Just as big cruise ships are mostly for people who want every resort amenity, small or alternative ships are best suited for people who prefer a casual, crowd-free cruise experience that gives passengers a chance to get up close and personal with Alaska’s natural surroundings and wildlife.
Thanks to their smaller size, these ships, carrying fewer than 150 passengers can go places that larger ships can’t, such as narrow fjords, uninhabited islands, and smaller ports that cater mostly to small fishing vessels. Due to their shallow draft (the amount of ship below the waterline) they can nose right up to sheer cliff faces, bird rookeries, bobbing icebergs, and cascading waterfalls that you can literally reach out and touch. Also, sea animals are not as intimidated by these ships, so you may find yourself having a rather close encounter with a humpback whale, or watching other sea mammals bobbing in the ship’s wake. The decks on these ships are closer to the waterline, too, giving passengers a more intimate view than from the high decks of the large cruise ships. Some of these ships stop at ports on a daily basis like the larger ships, and some avoid ports almost entirely, exploring natural areas instead. They also have the flexibility to change their itineraries as opportunities arise–say, to go where whales have been sighted, and to linger a while once a sighting’s been made.
The alternative ship experience comes with a sense of adventure, although it’s usually adventure of a soft rather than a rugged sort, and offers a generally casual cruise experience: There are no dress-up nights, the food may be rather simply prepared, and because there are so few public areas to choose from–usually only one or two small lounges–camaraderie tends to develop more quickly between passengers on these ships than aboard larger vessels, which can be as anonymous as a big city.
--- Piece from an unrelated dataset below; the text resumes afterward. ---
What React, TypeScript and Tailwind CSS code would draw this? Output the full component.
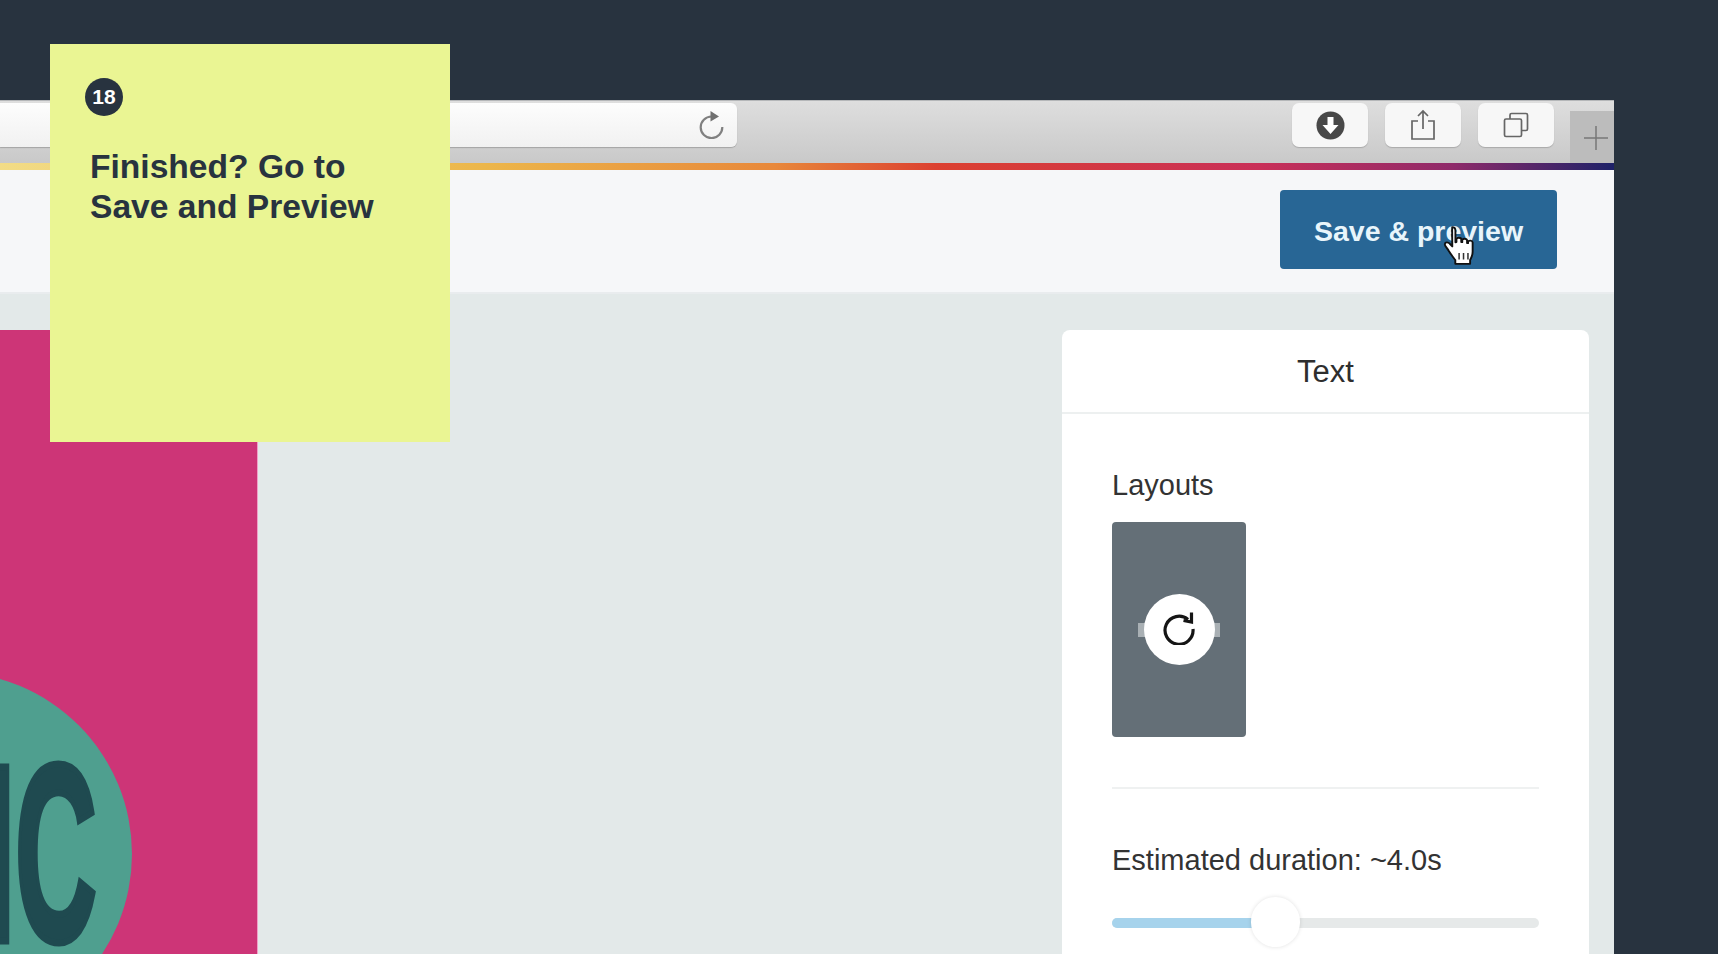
import React from 'react';

const ToolbarButton: React.FC<{ children: React.ReactNode }> = ({ children }) => (
  <div className="w-[76px] h-[44px] bg-[#f7f7f7] rounded-[7px] shadow-[0_1px_1px_rgba(0,0,0,0.18)] flex items-center justify-center">
    {children}
  </div>
);

const BrowserReload = () => (
  <svg viewBox="0 0 26 28" className="w-[26px] h-[28px]" fill="none">
    <path d="M12.500 5.500A10.800 10.800 0 1 0 23.300 16" stroke="#808080" strokeWidth="2.200" />
    <path d="M11.500 0L20 5.500 11.500 10.500z" fill="#707070" />
  </svg>
);

const LayoutReload = () => (
  <svg viewBox="0 0 34 36" className="w-[34px] h-[36px] mb-[5px]" fill="none" stroke="#151515" strokeWidth="3.200">
    <path d="M26 10.500A14 14 0 1 0 31 20" />
    <path d="M21.500 11.500l8 1.500V3.500" />
  </svg>
);

const HandCursor = () => (
  <svg viewBox="0 0 30 34" className="w-[38px] h-[43px]">
    <path
      d="M8 2.500c1.600 0 2.600 1.200 2.600 2.800v9.200l.8-.2V12c0-1.500 3.600-1.600 3.800 0v2.200l.8.1v-1.500c0-1.500 3.600-1.500 3.800.2v2l.8.1v-.9c.2-1.500 3.400-1.400 3.600.3v7.500c0 3-1 4.600-2 6.500v3H10.500v-3c-1.500-2-3-3.800-5-7-1.400-2.400-3.600-4.300-3.300-5.700.3-1.700 2.700-1.600 3.900-.2l2 2.100-.1-12.500c0-1.600.1-2.700 0-2.700z"
      fill="#fff"
      stroke="#111"
      strokeWidth="1.500"
      strokeLinejoin="round"
    />
    <path d="M13.500 23v5M17 23v5M20.500 23v5" stroke="#333" strokeWidth="1.200" />
  </svg>
);

export default function App() {
  return (
    <div className="relative w-[1718px] h-[954px] overflow-hidden bg-[#28333f] font-['Liberation_Sans',Arial,sans-serif] pt-[100px]">
      <div className="w-[1614px] h-[854px] flex flex-col">
        {/* Browser toolbar */}
        <div className="h-[63px] shrink-0 flex bg-gradient-to-b from-[#dedede] to-[#c9c9c9] border-t border-[#b5b7b9] pt-[2px]">
          <div className="w-[737px] h-[44px] bg-gradient-to-b from-[#fdfdfd] to-[#f1f1f1] rounded-r-[6px] shadow-[0_1px_1px_rgba(0,0,0,0.2)] flex items-center justify-end pr-[12px]">
            <BrowserReload />
          </div>
          <div className="ml-auto flex gap-[17px]">
            <ToolbarButton>
              <svg viewBox="0 0 29 29" className="w-[29px] h-[29px]">
                <circle cx="14.500" cy="14.500" r="14" fill="#484848" />
                <path d="M11.500 6h6v8h5l-8 9-8-9h5z" fill="#fff" />
              </svg>
            </ToolbarButton>
            <ToolbarButton>
              <svg viewBox="0 0 26 32" className="w-[26px] h-[32px]" fill="none" stroke="#666" strokeWidth="1.700">
                <path d="M8 12H2v18h22V12h-6" />
                <path d="M13 20V2M8 7l5-5 5 5" />
              </svg>
            </ToolbarButton>
            <ToolbarButton>
              <svg viewBox="0 0 26 26" className="w-[26px] h-[26px]" fill="none" stroke="#666" strokeWidth="1.700">
                <rect x="1.500" y="7" width="17" height="17.500" rx="1.500" />
                <path d="M7 7V3a1.500 1.500 0 0 1 1.500-1.500H23a1.500 1.500 0 0 1 1.500 1.500v14a1.500 1.500 0 0 1-1.500 1.500h-4.500" />
              </svg>
            </ToolbarButton>
          </div>
          <div className="ml-[16px] w-[44px] h-[52px] self-end bg-[#bcbcbc] flex items-center justify-center pl-[8px] pt-[2px]">
            <svg viewBox="0 0 24 24" className="w-[24px] h-[24px]" stroke="#777" strokeWidth="1.500">
              <path d="M12 0v24M0 12h24" />
            </svg>
          </div>
        </div>
        {/* Brand stripe */}
        <div className="h-[7px] shrink-0 bg-[linear-gradient(90deg,#f2dc86_0%,#ecb64a_30%,#e8883a_48%,#dc4030_58%,#c92f58_78%,#8f2a6a_90%,#1e2268_100%)]" />
        {/* App header */}
        <div className="h-[124px] shrink-0 bg-[#f6f7f9] border-b-2 border-[#e9ecee] flex items-start justify-end pr-[57px] pt-[20px]">
          <button className="relative w-[277px] h-[79px] bg-[#286695] rounded-[4px] text-[#e8f5fb] text-[28.500px] font-bold flex items-center justify-center pt-[3px]">
            Save &amp; preview
            <span className="absolute left-[162px] top-[34px]">
              <HandCursor />
            </span>
          </button>
        </div>
        {/* Editor */}
        <div className="flex-1 min-h-0 bg-[#e3e9e9] flex justify-between pt-[36px] pr-[25px]">
          <div className="relative w-[258px] bg-[#cd3577] overflow-hidden border-r border-[#f0a0c8]">
            <div className="absolute left-[-232px] top-[342px] w-[364px] h-[364px] rounded-full bg-[#4f9f8f] overflow-hidden">
              <span className="absolute left-[-171px] top-[-8px] w-[500px] text-right origin-right scale-x-[0.45] text-[#1f4a50] text-[252px] leading-[380px] font-bold [-webkit-text-stroke:7px_#1f4a50]">
                MC
              </span>
            </div>
          </div>
          <div className="w-[527px] bg-white rounded-t-[8px]">
            <div className="h-[84px] border-b-2 border-[#edf0f0] flex items-center justify-center text-[31px] text-[#2e2e2e] pt-[2px]">
              Text
            </div>
            <div className="px-[50px]">
              <div className="mt-[53px] text-[29px] leading-[36px] text-[#333]">Layouts</div>
              <div className="mt-[19px] relative w-[134px] h-[215px] bg-[#646f77] rounded-[4px] flex items-center justify-center">
                <div className="absolute left-[26px] top-[101px] w-[82px] h-[14px] bg-[#a9b0b4]" />
                <div className="relative w-[71px] h-[71px] rounded-full bg-white flex items-center justify-center">
                  <LayoutReload />
                </div>
              </div>
              <div className="mt-[50px] h-[2px] bg-[#eff1f1]" />
              <div className="mt-[53px] text-[29px] leading-[36px] text-[#333]">Estimated duration: ~4.0s</div>
              <div className="relative mt-[40px] h-[10px] rounded-full bg-[#e6e9e9]">
                <div className="h-full w-[150px] rounded-l-full bg-[#a6d3ec]" />
                <div className="absolute left-[139px] top-[-21px] w-[49px] h-[50px] rounded-full bg-white shadow-[0_0_4px_rgba(0,0,0,0.12)]" />
              </div>
            </div>
          </div>
        </div>
      </div>
      {/* Step note */}
      <div className="absolute left-[50px] top-[44px] w-[400px] h-[398px] bg-[#eaf593] pl-[35px] pt-[34px]">
        <div className="w-[38px] h-[38px] rounded-full bg-[#28333f] text-white text-[21px] font-bold flex items-center justify-center">18</div>
        <div className="mt-[31px] ml-[5px] text-[33.600px] leading-[40px] font-bold text-[#28333f]">
          Finished? Go to
          <br />
          Save and Preview
        </div>
      </div>
    </div>
  );
}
Cabins on these ships don’t usually offer TVs or telephones and tend to be very small, and in some cases downright Spartan. Meals are generally served in a single open seating (meaning seats are not assigned), and dress codes are usually nonexistent.
None of these ships offer exercise or spa facilities like you’ll find on the big ships–your best exercise bet is usually a brisk walk around the deck after dinner–but may compensate by offering more active off-ship opportunities, such as hiking, fishing, crabbing or kayaking (on three of Glacier Bay Tours and Cruises’ ships, stern launch platforms actually allow you to kayak right from the ship). The alternative ships are also more likely to feature expert lectures on Alaska-specific topics like marine biology, history, Native culture, and other intellectual pursuits.
There are no stabilizers on most of these smaller ships, and the ride can be bumpy in open water–which isn’t much of a problem on Inside Passage itineraries, since most of the cruising area is protected from sea waves. They are also difficult for travelers with disabilities, as only three (Cruise West’s Spirit of ’98 and Spirit of Oceanus and Clipper’s Clipper Odyssey) have elevators. And the alternative ship lines do not offer specific activities or facilities for children, although you will find a few families on some of these vessels.